Survey Findings: SME Exporters Call for Logistics and Financial Support
According to an MSS-KOSME survey of 609 SME exporters to the U.S. conducted in August, 63.1% reported negative impacts from reciprocal tariffs.
When asked about the most urgent policy needs, respondents prioritized:
- Logistics support (73.2%)
- Policy financing (38.8%)
- Tariff information services (23.5%)
- Export market diversification (15.9%)
- U.S. marketing assistance (13.8%)
This data underscores that beyond tariff policy, the immediate challenge lies in operational relief and access to liquidity.
Industry Challenges and Policy Measures for Korea’s SME Resilience
In addition, export SMEs raised four primary concerns during the meeting:
- High costs linked to diversifying export destinations.
- The urgent need for logistics and financing support to ease operational burdens.
- Difficulties confirming tariff applicability and calculating value-added content.
- Added costs from the removal of the small-parcel duty-free allowance.
Vice Minister Noh Yong-seok then emphasized continuity in policy evolution:
“In February and May, we announced measures to help SMEs respond to tariff challenges, followed by September’s plan aligned with the start of U.S. reciprocal tariffs. We will continue to reflect both the shifting trade environment and field-level realities in new measures. Alongside logistics and financing support to reduce tariff-related burdens, we will actively back SME entry into emerging markets, including the Global South.”
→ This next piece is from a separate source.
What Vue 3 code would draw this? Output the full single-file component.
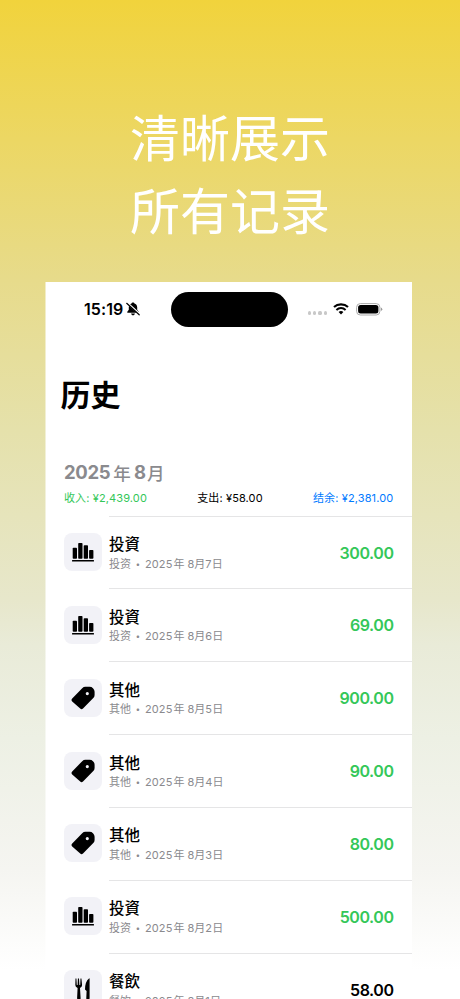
<script setup>
const rows = [
  { title: '投資', category: '投资', day: 7, amount: '300.00', icon: 'bars' },
  { title: '投資', category: '投资', day: 6, amount: '69.00', icon: 'bars' },
  { title: '其他', category: '其他', day: 5, amount: '900.00', icon: 'tag' },
  { title: '其他', category: '其他', day: 4, amount: '90.00', icon: 'tag' },
  { title: '其他', category: '其他', day: 3, amount: '80.00', icon: 'tag' },
  { title: '投資', category: '投资', day: 2, amount: '500.00', icon: 'bars' },
  { title: '餐飲', category: '餐饮', day: 1, amount: '58.00', icon: 'food', expense: true },
]
</script>

<template>
  <main class="poster">
    <h1 class="headline">清晰展示<br>所有记录</h1>
    <section class="screen">
      <header class="status">
        <div class="clock">
          <span>15:19</span>
          <svg class="bell" width="14" height="14" viewBox="0 0 14 14">
            <path d="M1.3 10.8V9.8L2.8 7.8V5.2C2.8 3.2 4 1.8 5.6 1.4C5.6 .1 8.4 .1 8.4 1.4C10 1.8 11.2 3.2 11.2 5.2V7.8L12.7 9.8V10.8Z" />
            <path d="M5 11.6H9Q8.6 13.4 7 13.4Q5.4 13.4 5 11.6Z" />
            <path d="M.9 .6L13.7 12.2" stroke="#fff" stroke-width="2" />
            <path d="M.7 1.3L13.2 12.8" stroke="#000" stroke-width="1.2" stroke-linecap="round" />
          </svg>
        </div>
        <div class="island"></div>
        <div class="signals">
          <div class="dots"><i v-for="n in 4" :key="n"></i></div>
          <svg class="wifi" width="16" height="12" viewBox="0 0 16 12" fill="none" stroke="#000">
            <path d="M1 4.1C4.8.5 11.2.5 15 4.1" stroke-width="2.1" />
            <path d="M3.4 6.9C6 4.5 10 4.5 12.6 6.9" stroke-width="2" />
            <path d="M5.6 9C7 7.8 9 7.8 10.4 9L8 11.5Z" fill="#000" stroke="none" />
          </svg>
          <svg class="battery" width="27" height="13" viewBox="0 0 27 13">
            <rect x=".6" y=".6" width="23.3" height="11.4" rx="3.7" fill="none" stroke="#aaa" />
            <rect x="2.1" y="2.1" width="20.3" height="8.4" rx="2.5" />
            <path d="M24.9 4.5Q26.3 5.1 26.3 6.3T24.9 8.1Z" fill="#999" />
          </svg>
        </div>
      </header>
      <h2 class="title">历史</h2>
      <div class="month"><span>2025</span><span class="year">年</span><span>8</span><span class="moon">月</span></div>
      <div class="summary">
        <span class="income">收入: ¥2,439.00</span>
        <span>支出: ¥58.00</span>
        <span class="balance">结余: ¥2,381.00</span>
      </div>
      <ul class="records">
        <li v-for="row in rows" :key="row.day" class="record">
          <div class="tile">
            <svg v-if="row.icon === 'bars'" width="24" height="24" viewBox="0 0 24 24">
              <rect x="1.7" y="7.7" width="4.3" height="11" rx=".8" />
              <rect x="7.2" y="3" width="4.3" height="15.7" rx=".8" />
              <rect x="12.7" y="5.3" width="4.3" height="13.4" rx=".8" />
              <rect x="18.1" y="10" width="4.3" height="8.7" rx=".8" />
              <rect x="1" y="20" width="22" height="1.6" rx=".5" />
            </svg>
            <svg v-else-if="row.icon === 'tag'" width="24" height="24" viewBox="0 0 24 24">
              <path fill-rule="evenodd" d="M11.2 2.2Q12.6.8 14.4.8H18.6Q20.6.8 22 2.2Q23.6 3.8 23.6 5.8V9Q23.6 10.8 22.3 12.1L12 22.4Q10.6 23.8 9.2 22.5L1.2 15.5Q-.2 14 1.2 12.5ZM16.3 6A1.6 1.6 0 1 0 16.3 9.2A1.6 1.6 0 1 0 16.3 6Z" />
            </svg>
            <svg v-else width="24" height="24" viewBox="0 0 24 24">
              <path d="M4.5 1.5H5.4L5.8 8H6.6L6.9 1.5H8L8.4 8H9.2L9.5 1.5H10.4L11.1 8Q11.1 10 9 10.9L9.6 21Q9.7 23 7.9 23T6.1 21L6.6 10.9Q4.3 10 4.3 8Z" />
              <path d="M18 1.4Q18.6 1 18.6 1.8V21Q18.6 23 16.9 23T15.3 21L15.6 14L14 12.5Q14 4.5 18 1.4Z" />
            </svg>
          </div>
          <div class="body">
            <div class="copy">
              <div class="name">{{ row.title }}</div>
              <div class="detail"><span>{{ row.category }}</span><b>•</b><span class="num">2025</span><span class="year">年</span><span class="num">8</span><span>月</span><span class="num">{{ row.day }}</span><span>日</span></div>
            </div>
            <div class="amount" :class="{ expense: row.expense }">{{ row.amount }}</div>
          </div>
        </li>
      </ul>
    </section>
  </main>
</template>

<style>
body { margin: 0; }
</style>

<style scoped>
* { box-sizing: border-box; }
svg { display: block; flex: none; }
.poster {
  width: 460px;
  height: 999px;
  overflow: hidden;
  padding-top: 103px;
  background: linear-gradient(#f1d33c 0, #e7db8b 280px, #e5e1ab 430px, #e7e7cb 600px, #e9ebd8 645px, #edf0e4 738px, #f5f5f1 870px, #fff 970px);
  font-family: Inter, "Noto Sans CJK SC", sans-serif;
}
.headline { margin: 0; height: 179px; font-size: 50px; line-height: 73px; font-weight: 400; color: #fff; text-align: center; }
.screen { width: 366.5px; height: 730px; margin-left: 45.5px; background: #fff; color: #000; box-shadow: -1px 0 rgba(255, 255, 255, .5); }
.status { display: flex; height: 54px; padding-top: 10px; }
.clock { display: flex; width: 125px; padding-left: 38.5px; height: 34px; align-items: center; font-size: 16px; font-weight: 600; letter-spacing: .1px; }
.bell { margin-left: 3px; }
.island { width: 117px; height: 35px; border-radius: 18px; background: #000; }
.signals { display: flex; height: 34px; padding-left: 20.5px; align-items: center; }
.dots { display: flex; gap: 2px; padding-top: 8px; }
.dots i { width: 3.2px; height: 3.2px; border-radius: 50%; background: #c8c8c8; }
.wifi { margin-left: 6.5px; }
.battery { margin-left: 7px; }
.title { margin: 35px 0 0 15px; font-size: 30px; line-height: 48px; font-weight: 700; }
.month { display: flex; align-items: center; height: 28px; margin: 39px 0 0 18.5px; font-size: 18.5px; font-weight: 700; letter-spacing: -.35px; color: #8a8a8e; }
.month .year { margin: 0 3.5px 0 3px; font-size: 17.5px; }
.month .moon { margin-left: 1.5px; font-size: 17.5px; }
.month .year, .month .moon { font-weight: 500; }
.summary { display: flex; justify-content: space-between; height: 48px; padding: 4px 19px 0 18.5px; margin-bottom: -18.5px; font-size: 11px; line-height: 16px; letter-spacing: .12px; }
.income { color: #34c759; }
.balance { color: #007aff; margin-right: -.3px; }
.records { margin: 0; padding: 0; list-style: none; }
.record { display: flex; height: 72.85px; padding-left: 18.5px; }
.tile { display: flex; align-items: center; justify-content: center; width: 38px; height: 38px; margin-top: 17.5px; border-radius: 8px; background: #f2f2f7; }
.body { display: flex; flex: 1; justify-content: space-between; margin-left: 7px; border-top: 1px solid #e5e5e6; padding-right: 18.5px; }
.copy { padding-top: 17.5px; }
.name { height: 21.5px; font-size: 15.5px; line-height: 22px; font-weight: 500; }
.detail { display: flex; align-items: center; height: 17px; font-size: 11px; line-height: 17px; color: #8a8a8e; }
.detail b { width: 14px; text-align: center; font-size: 8px; }
.detail .num { letter-spacing: .1px; }
.detail .year { margin: 0 3px 0 1px; }
.amount { padding-top: 25px; font-size: 16px; line-height: 22px; font-weight: 600; letter-spacing: -.45px; color: #34c759; }
.amount.expense { color: #000; }
</style>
Policy Commitments from the Ministry of SMEs and Startups
During the September 9 meeting, the Ministry of SMEs and Startups announced four key measures to help exporters respond to U.S. tariffs:
- Enhanced field, financing, and logistics support to ease immediate operational burdens.
- Tailored entry strategies for core, emerging, and frontier markets.
- Assistance in countering non-tariff barriers, including export restrictions.
- Strengthened cooperation with Korean-American groups to support local entry into the U.S. market.

Global South Explained
The Global South refers to emerging and developing economies in regions such as ASEAN, Africa, the Middle East, and Latin America.
In contrast to the “Global North” (the U.S., Europe, and Northeast Asia), these markets are increasingly important as trade partners that operate outside traditional, advanced–economy–dominated supply chains.
That is why for Korean SMEs, targeting the Global South represents both a diversification strategy and a pathway to long-term resilience.
Strengthening Korea’s Regional Venture and Startup Hub Position
The government’s push for SME resilience carries broader implications for Korea’s startup and venture ecosystem. By prioritizing financing, logistics relief, and support for new market entry, policymakers aim to reduce reliance on the U.S. market while accelerating diversification into ASEAN, Africa, the Middle East, and Latin America.
This approach aligns with Korea’s ambition to strengthen its role as a regional venture and startup hub. It also benefits startups that depend on SME supply chains to scale globally.
Most importantly, it signals a shifting trade map for global investors and founders: Korean SMEs are set to pursue cross-border opportunities beyond traditional markets, reinforcing Korea’s role in global supply chains and creating new entry points for collaboration.

Export Diversification: Securing Korea’s Long-Term Competitiveness
Ultimately, the MSS support plan to defend SME resilience against U.S. tariffs goes beyond just a short-term relief measure. It also underscores Korea’s intent to adapt swiftly to trade disruptions and secures long-term competitiveness through diversified export strategies.
Therefore, for Korean startups and SMEs, this means enhanced access to financing, better logistics infrastructure, and clearer policy navigation. And for global partners, it signals opportunities to engage with Korean firms seeking growth in emerging markets, where trade influence is rapidly expanding.